- Born: December 30, 1884
- Died: September 27, 1972 (aged 87)
- Spouse: Christina Westlake
- Engineering career
- Projects: Expert on postage stamps and postal history of the United States; specialized in the study of revenue stamps and local posts
- Awards: APS Hall of Fame

= Elliott Perry =

Elliott Perry (December 30, 1884 – September 27, 1972), of New Jersey, was a researcher and expert on postage stamps and postal history of the United States.

==Collecting interests==
Although he collected, and was an expert on, all phases of United States stamp collecting, Perry’s interest led him to concentrating on revenue stamps, carrier and city post stamps. During his lifetime, Perry built up a number of specialized collections, which he then sold.

==Philatelic literature==
Because of his research, Perry authored a considerable number of articles and monographs on his findings. He wrote for Mekeel's Weekly Stamp News under the pseudonym Christopher West and wrote numerous articles on revenue stamps for the weekly. The articles he wrote for Mekeel’s were so historically significant, that they were later collected and printed in three volumes by Castenholz and Company. He also wrote two additional handbooks for Mekeel’s, the first entitled The First United States Postage Stamp Otherwise Known as the United States City Despatch Post, and the second one entitled United States 1857–1860 Issues.

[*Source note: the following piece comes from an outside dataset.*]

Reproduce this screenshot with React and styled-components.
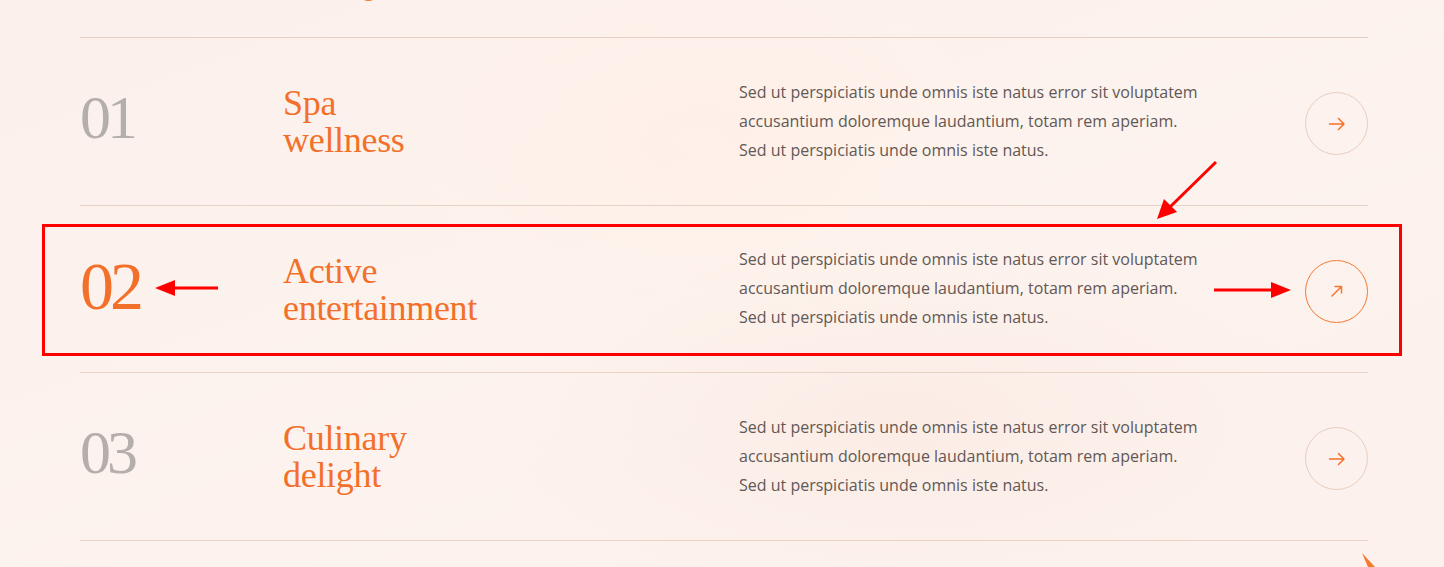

Perry also authored articles in the Collectors Club Philatelist, and these related to his plating of the 200 subjects of the U.S.-1847-10¢ stamp, which the Scott catalog recognizes as stamp No. 2 of the United States.

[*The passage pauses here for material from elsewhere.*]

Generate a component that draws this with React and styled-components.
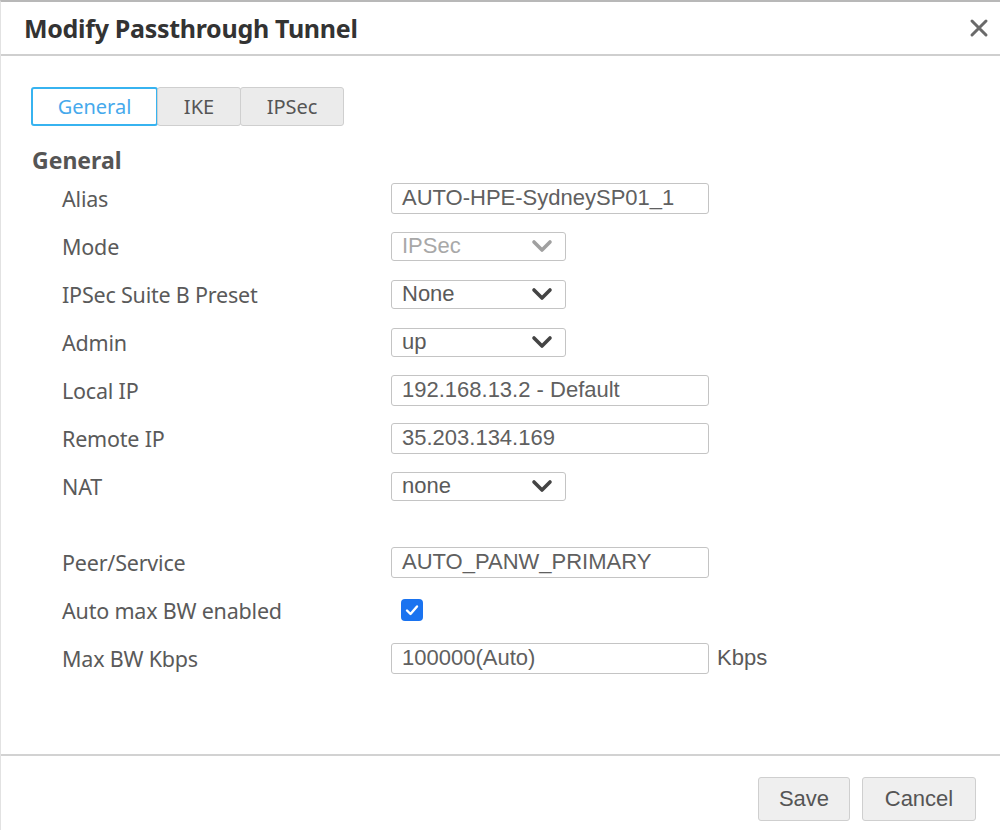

Perry also published his own journal entitled Pat Paragraphs. The articles were considered so valuable to stamp collectors, that they were subsequently arranged by topic by George Townsend Turner and Thomas E. Stanton, and published in 1981 in book form as Pat Paragraphs, by Elliott Perry.

Perry was unable to complete work on the three books he was writing prior to his death. His notes and finished portions of his books, however, were published posthumously by a number of philatelic publishers.

==Honors and awards==
Perry was named to the American Philatelic Society Hall of Fame in 1973.